Stated problem
Repeat every line exactly, keeping the pictures out of the copy.
___
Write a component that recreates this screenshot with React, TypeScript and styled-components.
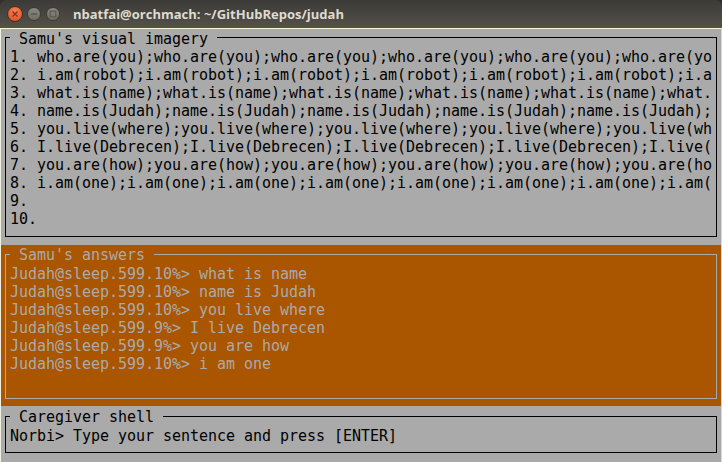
import React from "react";
import styled, { createGlobalStyle } from "styled-components";

const Global = createGlobalStyle`
  html, body { margin: 0; padding: 0; background: #fff; }
  body { width: 722px; height: 462px; overflow: hidden; }
`;

const Win = styled.div`
  width: 722px;
  height: 462px;
  display: flex;
  flex-direction: column;
  background: #2f2e2b;
`;

const TitleBar = styled.div`
  height: 28px;
  flex: none;
  display: flex;
  align-items: center;
  padding-left: 7px;
  gap: 4px;
  background: linear-gradient(#3b3a36, #55524b);
  border-radius: 6px 6px 0 0;
  box-sizing: border-box;
`;

const CloseLight = styled.span`
  width: 16px;
  height: 16px;
  border-radius: 50%;
  box-sizing: border-box;
  display: flex;
  align-items: center;
  justify-content: center;
  background: radial-gradient(circle at 50% 30%, #f4805a, #dc4a20);
  border: 1px solid #47301f;
`;

const GreyLight = styled.span`
  width: 14px;
  height: 14px;
  border-radius: 50%;
  box-sizing: border-box;
  display: flex;
  align-items: center;
  justify-content: center;
  background: linear-gradient(#8a8880, #6f6d66);
  border: 1px solid #3c3b37;

  & + & {
    margin-left: 1px;
  }
`;

const WinTitle = styled.div`
  margin-left: 9px;
  font: 700 13px "Open Sans", "Noto Sans", sans-serif;
  color: #dfdbd2;
  white-space: pre;
`;

const Term = styled.div`
  flex: 1;
  display: flex;
  flex-direction: column;
  border-top: 1px solid #f6f6d8;
  border-left: 1px solid #f0f0e0;
  border-right: 1px solid #d8d8d0;
  font: 15px/18px "DejaVu Sans Mono", monospace;
  letter-spacing: -0.03px;
  min-height: 0;
`;

const Panel = styled.section<{ $h: number; $orange?: boolean; $pt: number }>`
  height: ${(p) => p.$h}px;
  flex: none;
  box-sizing: border-box;
  padding: ${(p) => p.$pt}px 4px 0 4px;
  background: ${(p) => (p.$orange ? "#aa5500" : "#aaaaaa")};
  color: ${(p) => (p.$orange ? "#aaaaaa" : "#000")};
`;

const Frame = styled.div<{ $h: number; $orange?: boolean }>`
  position: relative;
  height: ${(p) => p.$h}px;
  box-sizing: border-box;
  padding: 10px 0 0 4px;
  border: 1px solid ${(p) => (p.$orange ? "#aaaaaa" : "#000")};
`;

const FrameTitle = styled.div<{ $orange?: boolean; $top: number }>`
  position: absolute;
  left: 4px;
  top: ${(p) => p.$top}px;
  padding: 0 9px;
  height: 18px;
  background: ${(p) => (p.$orange ? "#aa5500" : "#aaaaaa")};
  white-space: pre;
`;

const Line = styled.div`
  height: 18px;
  width: 702px;
  white-space: pre;
  overflow: hidden;
`;

const imagery = [
  "1. " + "who.are(you);".repeat(6).slice(0, 75),
  "2. " + "i.am(robot);".repeat(7).slice(0, 75),
  "3. " + "what.is(name);".repeat(6).slice(0, 75),
  "4. " + "name.is(Judah);".repeat(6).slice(0, 75),
  "5. " + "you.live(where);".repeat(5).slice(0, 75),
  "6. " + "I.live(Debrecen);".repeat(5).slice(0, 75),
  "7. " + "you.are(how);".repeat(6).slice(0, 75),
  "8. " + "i.am(one);".repeat(8).slice(0, 75),
  "9.",
  "10.",
];

const answers = [
  "Judah@sleep.599.10%> what is name",
  "Judah@sleep.599.10%> name is Judah",
  "Judah@sleep.599.10%> you live where",
  "Judah@sleep.599.9%> I live Debrecen",
  "Judah@sleep.599.9%> you are how",
  "Judah@sleep.599.10%> i am one",
];

export default function App() {
  return (
    <Win>
      <Global />
      <TitleBar>
        <CloseLight>
          <svg width="8" height="8" viewBox="0 0 8 8">
            <path d="M1.5 1.5L6.5 6.5M6.5 1.5L1.5 6.5" stroke="#8a3015" strokeWidth="1.4" />
          </svg>
        </CloseLight>
        <GreyLight>
          <svg width="8" height="8" viewBox="0 0 8 8">
            <path d="M1 4H7" stroke="#5a5850" strokeWidth="1.5" />
          </svg>
        </GreyLight>
        <GreyLight>
          <svg width="8" height="8" viewBox="0 0 8 8">
            <rect x="1.2" y="1.2" width="5.6" height="5.6" fill="none" stroke="#5a5850" strokeWidth="1.2" />
          </svg>
        </GreyLight>
        <WinTitle>nbatfai@orchmach: ~/GitHubRepos/judah</WinTitle>
      </TitleBar>
      <Term>
        <Panel $h={216} $pt={8}>
          <Frame $h={200}>
            <FrameTitle $top={-8}>Samu's visual imagery</FrameTitle>
            {imagery.map((t) => (
              <Line key={t}>{t}</Line>
            ))}
          </Frame>
        </Panel>
        <Panel $h={161} $orange $pt={9}>
          <Frame $h={145} $orange>
            <FrameTitle $orange $top={-9}>Samu's answers</FrameTitle>
            {answers.map((t) => (
              <Line key={t}>{t}</Line>
            ))}
          </Frame>
        </Panel>
        <Panel $h={56} $pt={10}>
          <Frame $h={37}>
            <FrameTitle $top={-9}>Caregiver shell</FrameTitle>
            <Line>Norbi&gt; Type your sentence and press [ENTER]</Line>
          </Frame>
        </Panel>
      </Term>
    </Win>
  );
}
___
Reply to the exercise
Write a component that recreates this screenshot with React, TypeScript and styled-components.
import React from "react";
import styled, { createGlobalStyle } from "styled-components";

const Global = createGlobalStyle`
  html, body { margin: 0; padding: 0; background: #fff; }
  body { width: 722px; height: 462px; overflow: hidden; }
`;

const Win = styled.div`
  width: 722px;
  height: 462px;
  display: flex;
  flex-direction: column;
  background: #2f2e2b;
`;

const TitleBar = styled.div`
  height: 28px;
  flex: none;
  display: flex;
  align-items: center;
  padding-left: 7px;
  gap: 4px;
  background: linear-gradient(#3b3a36, #55524b);
  border-radius: 6px 6px 0 0;
  box-sizing: border-box;
`;

const CloseLight = styled.span`
  width: 16px;
  height: 16px;
  border-radius: 50%;
  box-sizing: border-box;
  display: flex;
  align-items: center;
  justify-content: center;
  background: radial-gradient(circle at 50% 30%, #f4805a, #dc4a20);
  border: 1px solid #47301f;
`;

const GreyLight = styled.span`
  width: 14px;
  height: 14px;
  border-radius: 50%;
  box-sizing: border-box;
  display: flex;
  align-items: center;
  justify-content: center;
  background: linear-gradient(#8a8880, #6f6d66);
  border: 1px solid #3c3b37;

  & + & {
    margin-left: 1px;
  }
`;

const WinTitle = styled.div`
  margin-left: 9px;
  font: 700 13px "Open Sans", "Noto Sans", sans-serif;
  color: #dfdbd2;
  white-space: pre;
`;

const Term = styled.div`
  flex: 1;
  display: flex;
  flex-direction: column;
  border-top: 1px solid #f6f6d8;
  border-left: 1px solid #f0f0e0;
  border-right: 1px solid #d8d8d0;
  font: 15px/18px "DejaVu Sans Mono", monospace;
  letter-spacing: -0.03px;
  min-height: 0;
`;

const Panel = styled.section<{ $h: number; $orange?: boolean; $pt: number }>`
  height: ${(p) => p.$h}px;
  flex: none;
  box-sizing: border-box;
  padding: ${(p) => p.$pt}px 4px 0 4px;
  background: ${(p) => (p.$orange ? "#aa5500" : "#aaaaaa")};
  color: ${(p) => (p.$orange ? "#aaaaaa" : "#000")};
`;

const Frame = styled.div<{ $h: number; $orange?: boolean }>`
  position: relative;
  height: ${(p) => p.$h}px;
  box-sizing: border-box;
  padding: 10px 0 0 4px;
  border: 1px solid ${(p) => (p.$orange ? "#aaaaaa" : "#000")};
`;

const FrameTitle = styled.div<{ $orange?: boolean; $top: number }>`
  position: absolute;
  left: 4px;
  top: ${(p) => p.$top}px;
  padding: 0 9px;
  height: 18px;
  background: ${(p) => (p.$orange ? "#aa5500" : "#aaaaaa")};
  white-space: pre;
`;

const Line = styled.div`
  height: 18px;
  width: 702px;
  white-space: pre;
  overflow: hidden;
`;

const imagery = [
  "1. " + "who.are(you);".repeat(6).slice(0, 75),
  "2. " + "i.am(robot);".repeat(7).slice(0, 75),
  "3. " + "what.is(name);".repeat(6).slice(0, 75),
  "4. " + "name.is(Judah);".repeat(6).slice(0, 75),
  "5. " + "you.live(where);".repeat(5).slice(0, 75),
  "6. " + "I.live(Debrecen);".repeat(5).slice(0, 75),
  "7. " + "you.are(how);".repeat(6).slice(0, 75),
  "8. " + "i.am(one);".repeat(8).slice(0, 75),
  "9.",
  "10.",
];

const answers = [
  "Judah@sleep.599.10%> what is name",
  "Judah@sleep.599.10%> name is Judah",
  "Judah@sleep.599.10%> you live where",
  "Judah@sleep.599.9%> I live Debrecen",
  "Judah@sleep.599.9%> you are how",
  "Judah@sleep.599.10%> i am one",
];

export default function App() {
  return (
    <Win>
      <Global />
      <TitleBar>
        <CloseLight>
          <svg width="8" height="8" viewBox="0 0 8 8">
            <path d="M1.5 1.5L6.5 6.5M6.5 1.5L1.5 6.5" stroke="#8a3015" strokeWidth="1.4" />
          </svg>
        </CloseLight>
        <GreyLight>
          <svg width="8" height="8" viewBox="0 0 8 8">
            <path d="M1 4H7" stroke="#5a5850" strokeWidth="1.5" />
          </svg>
        </GreyLight>
        <GreyLight>
          <svg width="8" height="8" viewBox="0 0 8 8">
            <rect x="1.2" y="1.2" width="5.6" height="5.6" fill="none" stroke="#5a5850" strokeWidth="1.2" />
          </svg>
        </GreyLight>
        <WinTitle>nbatfai@orchmach: ~/GitHubRepos/judah</WinTitle>
      </TitleBar>
      <Term>
        <Panel $h={216} $pt={8}>
          <Frame $h={200}>
            <FrameTitle $top={-8}>Samu's visual imagery</FrameTitle>
            {imagery.map((t) => (
              <Line key={t}>{t}</Line>
            ))}
          </Frame>
        </Panel>
        <Panel $h={161} $orange $pt={9}>
          <Frame $h={145} $orange>
            <FrameTitle $orange $top={-9}>Samu's answers</FrameTitle>
            {answers.map((t) => (
              <Line key={t}>{t}</Line>
            ))}
          </Frame>
        </Panel>
        <Panel $h={56} $pt={10}>
          <Frame $h={37}>
            <FrameTitle $top={-9}>Caregiver shell</FrameTitle>
            <Line>Norbi&gt; Type your sentence and press [ENTER]</Line>
          </Frame>
        </Panel>
      </Term>
    </Win>
  );
}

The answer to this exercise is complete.